Party Season, and, of course, Books

I’ve been to three parties in the last week or so, more than I’ve been to in months; it’s the Christmas Party season.  One of the parties was actually a surprise birthday party, but part of the reason it was a surprise is that the victim–ahem, I mean guest of honor–was born on Christmas, not a good day for birthday parties.  So that lovely gathering was sort of a not-Christmas Party.

The other two were the annual Christmas parties for my two local RWA chapters.  For years we have played the White Elephant game at these parties, the game in which players steal increasingly strange presents from one another.  Frankly, it’s not a game I enjoy, and I’ve brought home enough ugly, tacky, and/or totally useless “gifts” over the years to last me a lifetime.  So when one of our group suggested we swap books instead of elephants this year, I was delighted when both chapters voted to try the change.

The plan was simple:  bring a book you’d like to share (or possibly get rid of), a novel you love, a writing book you’ve found useful, a strange book you don’t know what else to do with, etc.  The only rule was: not a book you wrote yourself.

Between the two parties (the membership of the chapters overlaps, so several of us attended both) we saw quite a range of books.  The big hit at West Houston RWA was Fifty Shades of Chicken, a rather unusual cookbook  (you can watch the hilarious book trailer here at Amazon).  Three copies turned up (the only duplicates at the party) and they were much in demand.  If we didn’t limit steals to two per book, the game might have gone on for hours.  One copy of Fifty Shades of Grey turned up at the Houston Bay Area RWA party; it wasn’t stolen at all.  The game produced a lot of fun and laughter at both parties, and I hope it will continue.

I decided to take novels I have loved, and I bought copies at Half Price Books for the parties because I would never give away my own copies.  In fact I took two to the West Houston party: one was an old favorite, one relatively new.

The older novel, written in 1949, was George R. Stewart’s Earth Abides, a post-apocalyptic novel set after a mysterious disease has wiped out most of the human race.  Stewart was a scholar (I have two of his books on American place names and given names on my research shelf) and he wrote other novels, but Earth Abides is the one still being reprinted.  I haven’t read it in thirty years or so–finding a recent reprint only made me want to read it again.
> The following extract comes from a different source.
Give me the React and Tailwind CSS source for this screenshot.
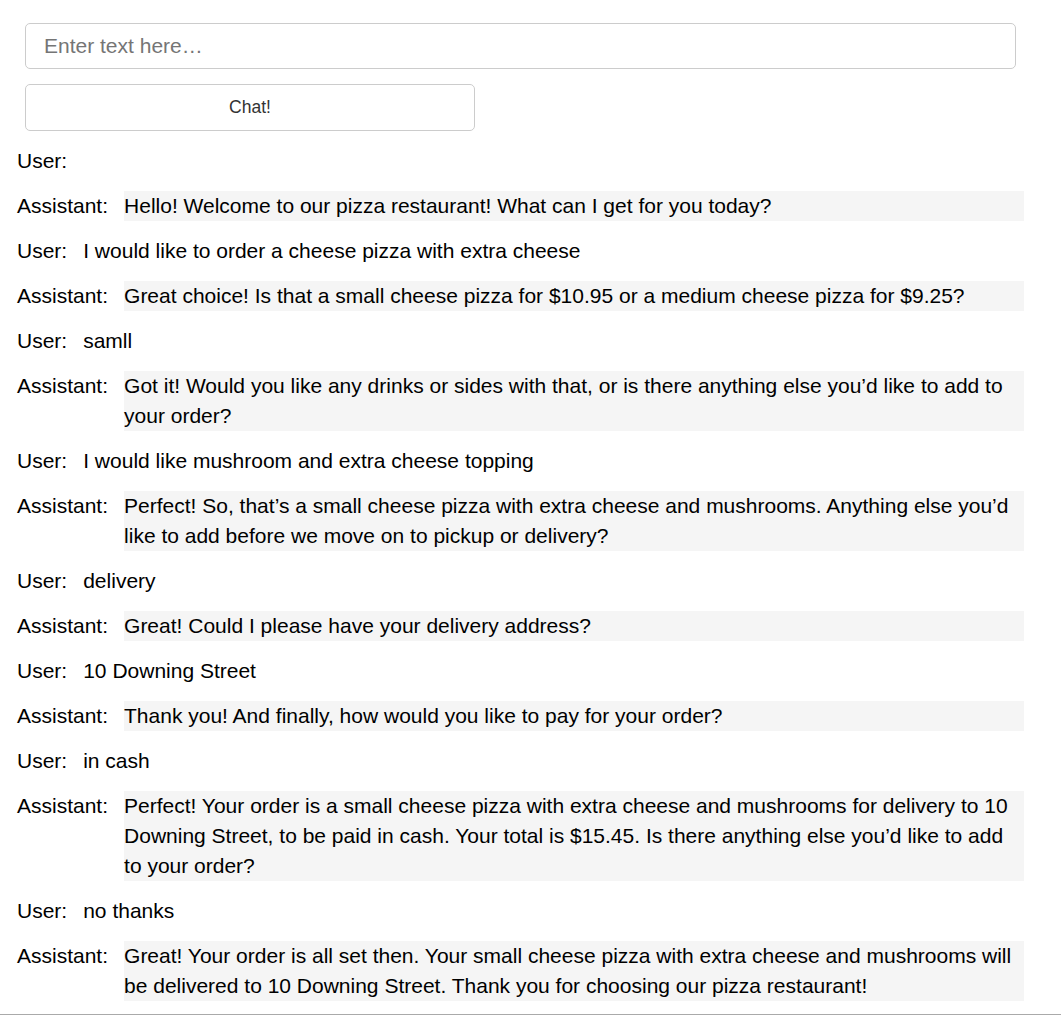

The recent favorite was Farthing, the first in a trilogy by Jo Walton, published in 2006.  Farthing is one of those rare books that simply blew me away when I read it, and it’s always hard to explain that phenomenon.  Set in the 1940s in a Nazi-flavored Britain, it combines a house party murder mystery with solid alternate history.  The three books in the trilogy (I have also read Ha’Penny, but I’ve been saving Half A Crown until I have time to reread the first two) are tied together by the Scotland Yard inspector who solves cases while keeping a very dangerous secret of his own.

To the Houston Bay Area party, I took a copy of Ray Bradbury’s Martian Chronicles, a collection of beautifully written short stories that any writer should enjoy, and a book I have always loved.

You may have noticed that I took three speculative fiction novels to share with my fellow romance writers, but then I’ve always read widely myself, and I think that’s a good plan for any writer.  Right now, though, it’s getting late, and I think I’ll go to bed with a good romance novel.